● **What is being asked**
Would you retype, word for word, the line with "What HTML and" and every line after it through the end of the records below?

● **Extracted information**

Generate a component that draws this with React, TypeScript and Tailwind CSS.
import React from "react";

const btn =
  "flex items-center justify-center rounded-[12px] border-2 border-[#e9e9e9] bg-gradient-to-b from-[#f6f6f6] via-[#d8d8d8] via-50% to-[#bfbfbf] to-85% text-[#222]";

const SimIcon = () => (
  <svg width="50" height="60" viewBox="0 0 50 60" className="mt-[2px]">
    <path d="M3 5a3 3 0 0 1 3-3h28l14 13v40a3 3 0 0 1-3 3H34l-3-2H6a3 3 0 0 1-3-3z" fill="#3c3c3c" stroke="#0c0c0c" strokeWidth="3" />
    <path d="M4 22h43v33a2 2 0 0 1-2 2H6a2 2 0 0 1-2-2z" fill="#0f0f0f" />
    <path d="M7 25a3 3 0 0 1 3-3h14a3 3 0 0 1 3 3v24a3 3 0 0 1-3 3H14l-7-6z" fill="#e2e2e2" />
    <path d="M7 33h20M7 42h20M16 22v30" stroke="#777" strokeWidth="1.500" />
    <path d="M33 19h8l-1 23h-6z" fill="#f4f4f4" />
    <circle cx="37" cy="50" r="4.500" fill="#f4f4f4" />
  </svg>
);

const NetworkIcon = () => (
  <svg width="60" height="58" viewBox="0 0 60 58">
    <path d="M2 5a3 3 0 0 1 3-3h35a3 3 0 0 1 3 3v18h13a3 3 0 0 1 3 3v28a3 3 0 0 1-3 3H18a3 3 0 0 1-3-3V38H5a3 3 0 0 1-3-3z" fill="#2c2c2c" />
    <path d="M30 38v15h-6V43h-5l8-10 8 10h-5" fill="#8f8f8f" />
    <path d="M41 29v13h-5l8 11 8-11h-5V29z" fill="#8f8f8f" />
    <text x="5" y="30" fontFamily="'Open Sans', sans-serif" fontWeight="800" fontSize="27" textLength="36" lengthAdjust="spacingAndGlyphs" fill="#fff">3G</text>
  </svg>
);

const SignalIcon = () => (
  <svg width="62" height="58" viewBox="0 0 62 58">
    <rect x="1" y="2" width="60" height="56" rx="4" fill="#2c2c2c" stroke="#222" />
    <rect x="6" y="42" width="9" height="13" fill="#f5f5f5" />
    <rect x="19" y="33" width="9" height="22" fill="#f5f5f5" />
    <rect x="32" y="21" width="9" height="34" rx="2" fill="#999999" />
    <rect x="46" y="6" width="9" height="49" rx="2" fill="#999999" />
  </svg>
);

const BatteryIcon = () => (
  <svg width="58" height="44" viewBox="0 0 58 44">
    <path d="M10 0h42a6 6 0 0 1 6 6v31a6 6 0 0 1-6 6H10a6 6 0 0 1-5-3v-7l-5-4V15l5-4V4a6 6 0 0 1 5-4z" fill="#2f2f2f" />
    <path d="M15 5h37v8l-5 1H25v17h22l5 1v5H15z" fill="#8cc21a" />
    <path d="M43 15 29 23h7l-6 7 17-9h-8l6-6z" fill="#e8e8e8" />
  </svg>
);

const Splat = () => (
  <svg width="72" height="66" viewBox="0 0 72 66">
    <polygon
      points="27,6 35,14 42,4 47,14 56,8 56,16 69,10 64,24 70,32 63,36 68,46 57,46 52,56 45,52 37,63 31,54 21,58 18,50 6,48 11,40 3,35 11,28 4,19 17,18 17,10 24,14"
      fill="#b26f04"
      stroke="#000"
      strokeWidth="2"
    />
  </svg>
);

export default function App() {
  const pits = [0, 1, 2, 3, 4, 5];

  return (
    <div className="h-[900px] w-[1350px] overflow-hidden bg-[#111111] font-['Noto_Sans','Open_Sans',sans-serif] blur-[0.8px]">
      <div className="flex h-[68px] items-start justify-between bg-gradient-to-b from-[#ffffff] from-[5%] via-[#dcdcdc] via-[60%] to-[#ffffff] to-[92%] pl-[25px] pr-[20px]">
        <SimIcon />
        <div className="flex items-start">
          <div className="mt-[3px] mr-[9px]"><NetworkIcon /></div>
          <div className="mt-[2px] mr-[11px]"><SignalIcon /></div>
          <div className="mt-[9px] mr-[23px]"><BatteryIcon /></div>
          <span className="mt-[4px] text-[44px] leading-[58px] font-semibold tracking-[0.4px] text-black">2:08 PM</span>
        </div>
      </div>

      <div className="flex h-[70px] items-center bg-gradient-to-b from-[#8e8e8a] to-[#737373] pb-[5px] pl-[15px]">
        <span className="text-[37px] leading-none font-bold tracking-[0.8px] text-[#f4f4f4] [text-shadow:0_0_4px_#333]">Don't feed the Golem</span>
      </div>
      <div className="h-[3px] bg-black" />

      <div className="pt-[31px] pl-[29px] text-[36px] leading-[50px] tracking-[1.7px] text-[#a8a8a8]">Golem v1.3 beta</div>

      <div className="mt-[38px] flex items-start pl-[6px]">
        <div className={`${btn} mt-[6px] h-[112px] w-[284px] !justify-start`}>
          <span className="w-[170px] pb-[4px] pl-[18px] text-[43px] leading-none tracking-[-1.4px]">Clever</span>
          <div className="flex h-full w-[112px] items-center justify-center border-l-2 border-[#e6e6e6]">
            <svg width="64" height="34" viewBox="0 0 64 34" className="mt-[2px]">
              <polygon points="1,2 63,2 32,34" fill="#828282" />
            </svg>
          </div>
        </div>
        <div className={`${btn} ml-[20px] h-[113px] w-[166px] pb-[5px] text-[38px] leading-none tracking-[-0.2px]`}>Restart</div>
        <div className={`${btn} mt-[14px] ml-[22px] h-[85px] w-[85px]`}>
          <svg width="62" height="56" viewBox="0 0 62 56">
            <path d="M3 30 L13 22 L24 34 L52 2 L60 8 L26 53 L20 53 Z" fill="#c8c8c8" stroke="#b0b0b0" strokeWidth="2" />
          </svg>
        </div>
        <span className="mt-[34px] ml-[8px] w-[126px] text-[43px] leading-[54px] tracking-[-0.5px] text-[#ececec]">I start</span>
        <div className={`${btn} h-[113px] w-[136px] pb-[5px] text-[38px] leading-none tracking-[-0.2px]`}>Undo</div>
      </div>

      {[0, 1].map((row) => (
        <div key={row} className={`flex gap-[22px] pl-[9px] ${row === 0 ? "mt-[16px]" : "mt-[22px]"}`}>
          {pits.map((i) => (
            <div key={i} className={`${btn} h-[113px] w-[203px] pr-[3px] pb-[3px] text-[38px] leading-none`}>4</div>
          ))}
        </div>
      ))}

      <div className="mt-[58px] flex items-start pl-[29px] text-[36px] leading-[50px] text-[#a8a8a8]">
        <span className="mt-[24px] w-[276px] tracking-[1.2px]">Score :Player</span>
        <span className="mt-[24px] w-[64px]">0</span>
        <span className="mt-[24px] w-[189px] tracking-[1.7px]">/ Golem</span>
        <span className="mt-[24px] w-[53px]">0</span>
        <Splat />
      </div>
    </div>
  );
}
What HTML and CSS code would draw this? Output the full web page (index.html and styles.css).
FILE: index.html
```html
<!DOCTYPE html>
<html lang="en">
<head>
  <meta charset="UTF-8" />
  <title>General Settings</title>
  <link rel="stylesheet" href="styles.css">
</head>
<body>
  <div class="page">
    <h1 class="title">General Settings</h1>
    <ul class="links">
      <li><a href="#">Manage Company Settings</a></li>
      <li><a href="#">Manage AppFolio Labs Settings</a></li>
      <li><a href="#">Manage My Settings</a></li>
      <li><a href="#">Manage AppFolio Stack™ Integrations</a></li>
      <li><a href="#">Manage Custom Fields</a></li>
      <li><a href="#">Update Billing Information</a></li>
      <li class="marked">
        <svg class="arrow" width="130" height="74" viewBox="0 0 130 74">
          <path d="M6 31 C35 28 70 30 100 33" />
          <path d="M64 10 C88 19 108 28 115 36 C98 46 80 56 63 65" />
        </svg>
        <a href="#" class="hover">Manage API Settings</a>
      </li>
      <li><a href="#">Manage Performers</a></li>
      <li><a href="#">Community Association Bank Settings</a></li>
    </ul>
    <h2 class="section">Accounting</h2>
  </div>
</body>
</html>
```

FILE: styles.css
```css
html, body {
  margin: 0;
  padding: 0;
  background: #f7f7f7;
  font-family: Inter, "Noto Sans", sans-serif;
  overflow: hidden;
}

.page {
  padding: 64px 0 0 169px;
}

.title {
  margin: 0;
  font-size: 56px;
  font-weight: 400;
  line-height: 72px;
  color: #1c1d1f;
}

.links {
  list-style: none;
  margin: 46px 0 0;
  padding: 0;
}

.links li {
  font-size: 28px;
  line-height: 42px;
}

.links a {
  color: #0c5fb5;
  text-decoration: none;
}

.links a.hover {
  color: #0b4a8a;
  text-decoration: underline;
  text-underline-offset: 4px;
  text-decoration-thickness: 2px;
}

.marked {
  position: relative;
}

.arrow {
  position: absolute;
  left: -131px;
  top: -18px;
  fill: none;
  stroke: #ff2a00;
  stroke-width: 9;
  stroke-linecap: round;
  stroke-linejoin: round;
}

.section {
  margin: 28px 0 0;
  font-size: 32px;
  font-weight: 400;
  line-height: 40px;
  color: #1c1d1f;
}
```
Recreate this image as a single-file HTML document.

● **Problem solution**
What HTML and CSS code would draw this? Output the full web page (index.html and styles.css).
FILE: index.html
```html
<!DOCTYPE html>
<html lang="en">
<head>
  <meta charset="UTF-8" />
  <title>General Settings</title>
  <link rel="stylesheet" href="styles.css">
</head>
<body>
  <div class="page">
    <h1 class="title">General Settings</h1>
    <ul class="links">
      <li><a href="#">Manage Company Settings</a></li>
      <li><a href="#">Manage AppFolio Labs Settings</a></li>
      <li><a href="#">Manage My Settings</a></li>
      <li><a href="#">Manage AppFolio Stack™ Integrations</a></li>
      <li><a href="#">Manage Custom Fields</a></li>
      <li><a href="#">Update Billing Information</a></li>
      <li class="marked">
        <svg class="arrow" width="130" height="74" viewBox="0 0 130 74">
          <path d="M6 31 C35 28 70 30 100 33" />
          <path d="M64 10 C88 19 108 28 115 36 C98 46 80 56 63 65" />
        </svg>
        <a href="#" class="hover">Manage API Settings</a>
      </li>
      <li><a href="#">Manage Performers</a></li>
      <li><a href="#">Community Association Bank Settings</a></li>
    </ul>
    <h2 class="section">Accounting</h2>
  </div>
</body>
</html>
```

FILE: styles.css
```css
html, body {
  margin: 0;
  padding: 0;
  background: #f7f7f7;
  font-family: Inter, "Noto Sans", sans-serif;
  overflow: hidden;
}

.page {
  padding: 64px 0 0 169px;
}

.title {
  margin: 0;
  font-size: 56px;
  font-weight: 400;
  line-height: 72px;
  color: #1c1d1f;
}

.links {
  list-style: none;
  margin: 46px 0 0;
  padding: 0;
}

.links li {
  font-size: 28px;
  line-height: 42px;
}

.links a {
  color: #0c5fb5;
  text-decoration: none;
}

.links a.hover {
  color: #0b4a8a;
  text-decoration: underline;
  text-underline-offset: 4px;
  text-decoration-thickness: 2px;
}

.marked {
  position: relative;
}

.arrow {
  position: absolute;
  left: -131px;
  top: -18px;
  fill: none;
  stroke: #ff2a00;
  stroke-width: 9;
  stroke-linecap: round;
  stroke-linejoin: round;
}

.section {
  margin: 28px 0 0;
  font-size: 32px;
  font-weight: 400;
  line-height: 40px;
  color: #1c1d1f;
}
```
Recreate this image as a single-file HTML document.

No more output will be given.